The investigation began after a routine audit was run of employee access to the Electronic Health Record. Steps were taken immediately to ensure the employees’ access to personal or confidential information was revoked and the BC Office of the Information and Privacy Commissioner (OIPC) was notified.
Island Health did not say when the audit or the breaches took place.
While the individuals affected are from a number of communities across Vancouver Island and beyond, the employees were based in Victoria. The organization said the employees no longer work for Island Health.
According to an Island Health release, “It is unacceptable that any employee uses his or her access privileges to view patients’ records. Such actions are contradictory to our organizational values and policies, and represent an exception to the high standard and ethical practice of staff and physicians working at Island Health.
“All Island Health employees and physicians are well-oriented to the importance of maintaining the confidentiality of sensitive information and the consequences of violating policy in this area.”
Access to patient records for reasons other than authorized work-related purposes directly contravenes Island Health’s Terms of Employment.
Island Health’s confidentiality policy further sets out specific examples of behaviours that are a breach. This includes “unauthorized reading of a patient’s chart” and “accessing information on yourself, children, family, friends or co-workers” when the employee does not need to see or know that information to do their job.
Island Health provides extensive, ongoing education and awareness for staff and physicians related to privacy. Unauthorized access to patient files is a breach of the code of conduct, is a violation of privacy and will not be tolerated.
The organization said it is assessing its practices now to mitigate any future violations.

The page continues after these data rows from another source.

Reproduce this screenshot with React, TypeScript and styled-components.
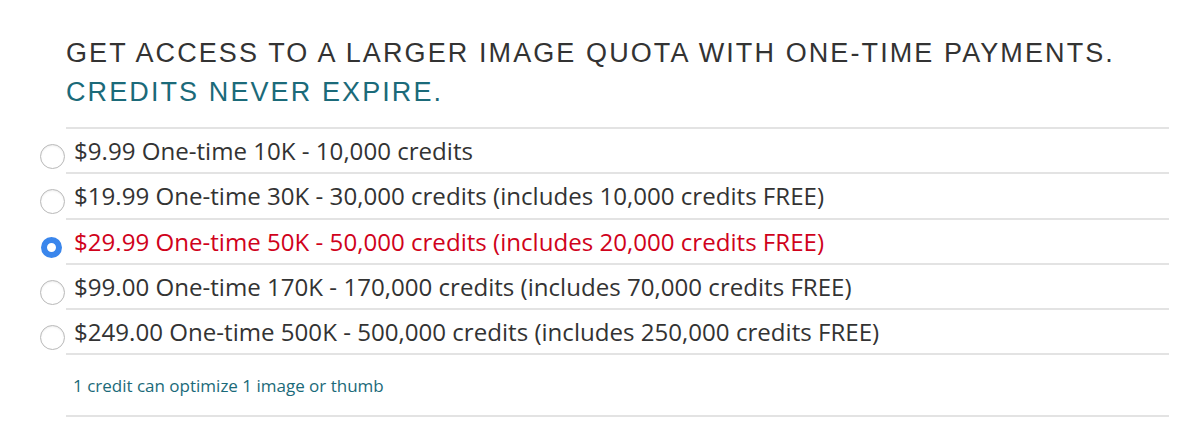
import React, { useState } from 'react';
import styled, { createGlobalStyle } from 'styled-components';

const GlobalStyle = createGlobalStyle`
  html, body {
    margin: 0;
    padding: 0;
    background: #ffffff;
  }
`;

const Wrapper = styled.div`
  width: 1200px;
  height: 428px;
  box-sizing: border-box;
  padding: 34px 31px 0 66px;
  background: #ffffff;
  overflow: hidden;
`;

const Heading = styled.h2`
  margin: 0 0 15px;
  font-family: 'Liberation Sans', Arial, sans-serif;
  font-weight: 400;
  font-size: 27px;
  line-height: 39px;
  letter-spacing: 2.1px;
  color: #333333;
  text-transform: uppercase;
  white-space: nowrap;
`;

const Highlight = styled.span`
  display: block;
  color: #1b6a79;
`;

const PlanList = styled.div`
  display: flex;
  flex-direction: column;
  border-top: 2px solid #e3e3e3;
`;

const PlanRow = styled.label<{ checked: boolean }>`
  display: flex;
  align-items: center;
  height: 45.3px;
  box-sizing: border-box;
  border-bottom: 2px solid #e3e3e3;
  font-family: 'Open Sans', 'Noto Sans', sans-serif;
  font-size: 24.1px;
  color: ${props => (props.checked ? '#d0021b' : '#333333')};
  cursor: pointer;
`;

const RadioSlot = styled.span`
  width: 28px;
  margin-left: -28px;
  display: flex;
  justify-content: center;
  margin-top: 12px;
`;

const Radio = styled.span<{ checked: boolean }>`
  box-sizing: border-box;
  width: ${props => (props.checked ? '21px' : '25px')};
  height: ${props => (props.checked ? '21px' : '25px')};
  margin-left: ${props => (props.checked ? '-2px' : '0')};
  border-radius: 50%;
  border: ${props => (props.checked ? '6.5px solid #3a86ec' : '1px solid #b9b9b9')};
  background: #ffffff;
  box-shadow: ${props => (props.checked ? 'none' : 'inset 0 1px 2px rgba(0,0,0,0.08)')};
`;

const PlanText = styled.span`
  padding-left: 8px;
  white-space: nowrap;
`;

const Note = styled.div`
  height: 62px;
  display: flex;
  align-items: center;
  padding-left: 7px;
  box-sizing: border-box;
  border-bottom: 2px solid #e3e3e3;
  font-family: 'Open Sans', 'Noto Sans', sans-serif;
  font-size: 17px;
  color: #1b6a79;
`;

const plans = [
  '$9.99 One-time 10K - 10,000 credits',
  '$19.99 One-time 30K - 30,000 credits (includes 10,000 credits FREE)',
  '$29.99 One-time 50K - 50,000 credits (includes 20,000 credits FREE)',
  '$99.00 One-time 170K - 170,000 credits (includes 70,000 credits FREE)',
  '$249.00 One-time 500K - 500,000 credits (includes 250,000 credits FREE)',
];

export default function App() {
  const [selected, setSelected] = useState(2);

  return (
    <>
      <GlobalStyle />
      <Wrapper>
        <Heading>
          Get access to a larger image quota with one-time payments.
          <Highlight>Credits never expire.</Highlight>
        </Heading>
        <PlanList>
          {plans.map((label, i) => (
            <PlanRow key={label} checked={selected === i} onClick={() => setSelected(i)}>
              <RadioSlot>
                <Radio checked={selected === i} />
              </RadioSlot>
              <PlanText>{label}</PlanText>
            </PlanRow>
          ))}
          <Note>1 credit can optimize 1 image or thumb</Note>
        </PlanList>
      </Wrapper>
    </>
  );
}
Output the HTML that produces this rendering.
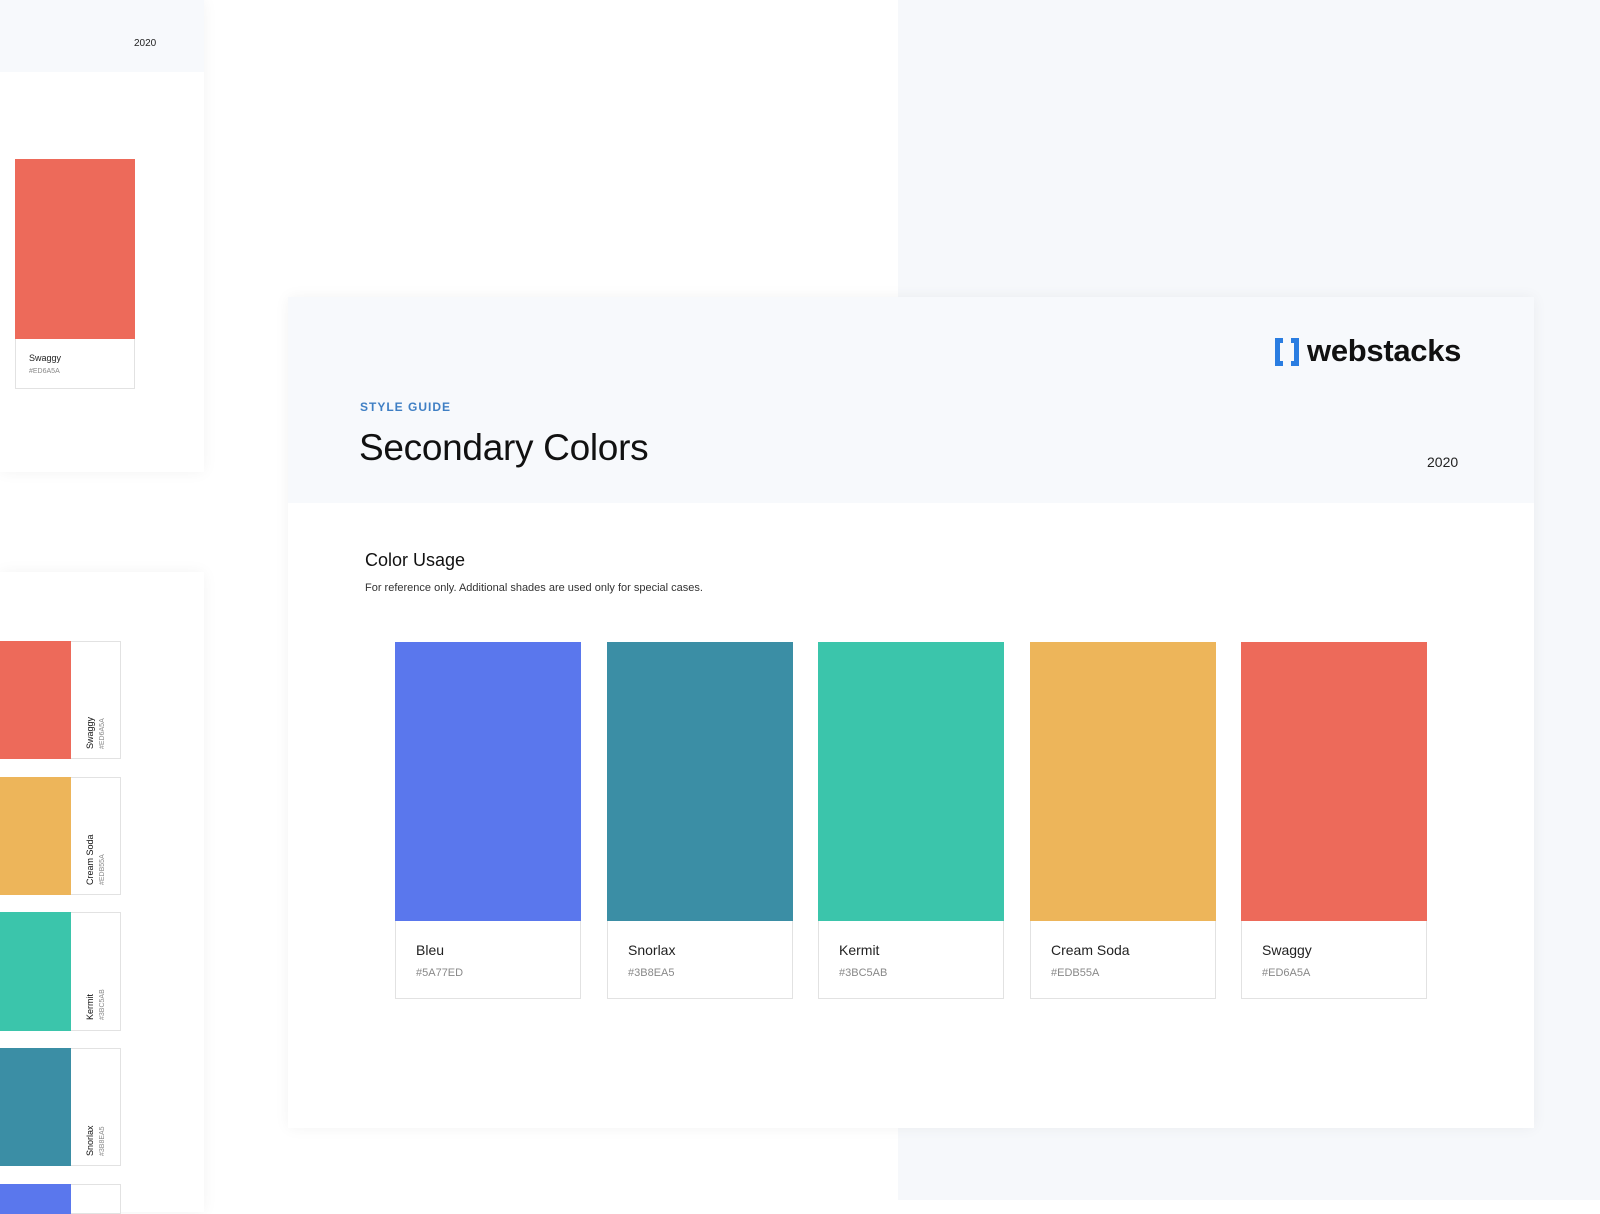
<!DOCTYPE html>
<html><head><meta charset="utf-8"><style>
*{margin:0;padding:0;box-sizing:border-box}
body{width:1600px;height:1200px;position:relative;overflow:hidden;background:#fff;font-family:"Liberation Sans",sans-serif;color:#111}
.abs{position:absolute}
.rbg{left:898px;top:0;width:702px;height:1200px;background:#f6f8fb}
.card{background:#fff;box-shadow:0 0 14px rgba(0,0,0,0.05)}
.sw{position:absolute;border:1px solid #e2e2e2;background:#fff}
.sw .c{position:absolute;left:-1px;top:-1px;right:-1px}
.nm{position:absolute;font-size:14px;color:#222}
.hx{position:absolute;font-size:11px;color:#888}
.vl{position:absolute;transform:rotate(-90deg);transform-origin:left top;white-space:nowrap}
</style></head><body>
<div class="abs rbg"></div>
<div class="abs card" style="left:0;top:0;width:204px;height:472px">
  <div class="abs" style="left:0;top:0;width:204px;height:72px;background:#f7f9fc"></div>
  <div class="abs" style="left:134px;top:38px;font-size:10px;color:#222">2020</div>
  <div class="sw" style="left:15px;top:159px;width:120px;height:230px">
    <div class="c" style="height:180px;background:#ED6A5A"></div>
    <div class="abs" style="left:13px;top:193px;font-size:9px;color:#222">Swaggy</div>
    <div class="abs" style="left:13px;top:208px;font-size:7px;color:#888">#ED6A5A</div>
  </div>
</div>
<div class="abs card" style="left:0;top:572px;width:204px;height:640px"></div>
<div class="sw" style="left:-1px;top:641px;width:122px;height:118px"><div class="abs" style="left:0;top:-1px;width:71px;height:118px;background:#ED6A5A"></div><div class="vl" style="left:85px;top:107px;font-size:9px">Swaggy</div><div class="vl" style="left:99px;top:107px;font-size:7px;color:#888">#ED6A5A</div></div>
<div class="sw" style="left:-1px;top:777px;width:122px;height:118px"><div class="abs" style="left:0;top:-1px;width:71px;height:118px;background:#EDB55A"></div><div class="vl" style="left:85px;top:107px;font-size:9px">Cream Soda</div><div class="vl" style="left:99px;top:107px;font-size:7px;color:#888">#EDB55A</div></div>
<div class="sw" style="left:-1px;top:912px;width:122px;height:119px"><div class="abs" style="left:0;top:-1px;width:71px;height:119px;background:#3BC5AB"></div><div class="vl" style="left:85px;top:107px;font-size:9px">Kermit</div><div class="vl" style="left:99px;top:107px;font-size:7px;color:#888">#3BC5AB</div></div>
<div class="sw" style="left:-1px;top:1048px;width:122px;height:118px"><div class="abs" style="left:0;top:-1px;width:71px;height:118px;background:#3B8EA5"></div><div class="vl" style="left:85px;top:107px;font-size:9px">Snorlax</div><div class="vl" style="left:99px;top:107px;font-size:7px;color:#888">#3B8EA5</div></div>
<div class="sw" style="left:-1px;top:1184px;width:122px;height:30px"><div class="abs" style="left:0;top:-1px;width:71px;height:30px;background:#5A77ED"></div></div>
<div class="abs card" style="left:288px;top:297px;width:1246px;height:831px">
  <div class="abs" style="left:0;top:0;width:1246px;height:206px;background:#f7f9fc"></div>
  <div class="abs" style="left:72px;top:103px;font-size:12px;font-weight:bold;letter-spacing:1px;color:#3f7fc4">STYLE GUIDE</div>
  <div class="abs" style="left:71px;top:130px;font-size:37px;color:#111;letter-spacing:-0.3px">Secondary Colors</div>
  <div class="abs" style="left:1139px;top:157px;font-size:14px;color:#222">2020</div>
  <svg class="abs" style="left:987px;top:41px" width="24" height="28" viewBox="0 0 24 28"><path d="M0 0h8v5H5v18h3v5H0z M24 0h-8v5h3v18h-3v5h8z" fill="#2a7de1"/></svg>
  <div class="abs" style="left:1019px;top:36px;font-size:31px;font-weight:bold;color:#111;letter-spacing:-0.3px">webstacks</div>
  <div class="abs" style="left:77px;top:253px;font-size:18px;color:#111">Color Usage</div>
  <div class="abs" style="left:77px;top:285px;font-size:11px;color:#333">For reference only. Additional shades are used only for special cases.</div>
</div>
<div class="sw" style="left:395px;top:642px;width:186px;height:357px"><div class="c" style="height:279px;background:#5A77ED"></div><div class="nm" style="left:20px;top:299px">Bleu</div><div class="hx" style="left:20px;top:324px">#5A77ED</div></div>
<div class="sw" style="left:607px;top:642px;width:186px;height:357px"><div class="c" style="height:279px;background:#3B8EA5"></div><div class="nm" style="left:20px;top:299px">Snorlax</div><div class="hx" style="left:20px;top:324px">#3B8EA5</div></div>
<div class="sw" style="left:818px;top:642px;width:186px;height:357px"><div class="c" style="height:279px;background:#3BC5AB"></div><div class="nm" style="left:20px;top:299px">Kermit</div><div class="hx" style="left:20px;top:324px">#3BC5AB</div></div>
<div class="sw" style="left:1030px;top:642px;width:186px;height:357px"><div class="c" style="height:279px;background:#EDB55A"></div><div class="nm" style="left:20px;top:299px">Cream Soda</div><div class="hx" style="left:20px;top:324px">#EDB55A</div></div>
<div class="sw" style="left:1241px;top:642px;width:186px;height:357px"><div class="c" style="height:279px;background:#ED6A5A"></div><div class="nm" style="left:20px;top:299px">Swaggy</div><div class="hx" style="left:20px;top:324px">#ED6A5A</div></div>
</body></html>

This incident is the latest case of Island Health staff spying on confidential health documents in recent years. A long-term health professional was fired in April 2015 for looking at electronic records of 39 patients, including family, friends and co-workers.
That employee worked in central Vancouver Island and the breaches took place between January and November 2014. The person viewed files of patients in a number of communities on the Island.
An earlier case was uncovered in October 2014 in which two nurses viewed electronic files of 112 patients. Again, the patients were family, friends and co-workers. The nurses, who were fired, carried out their snooping between January 2012 and October 2014.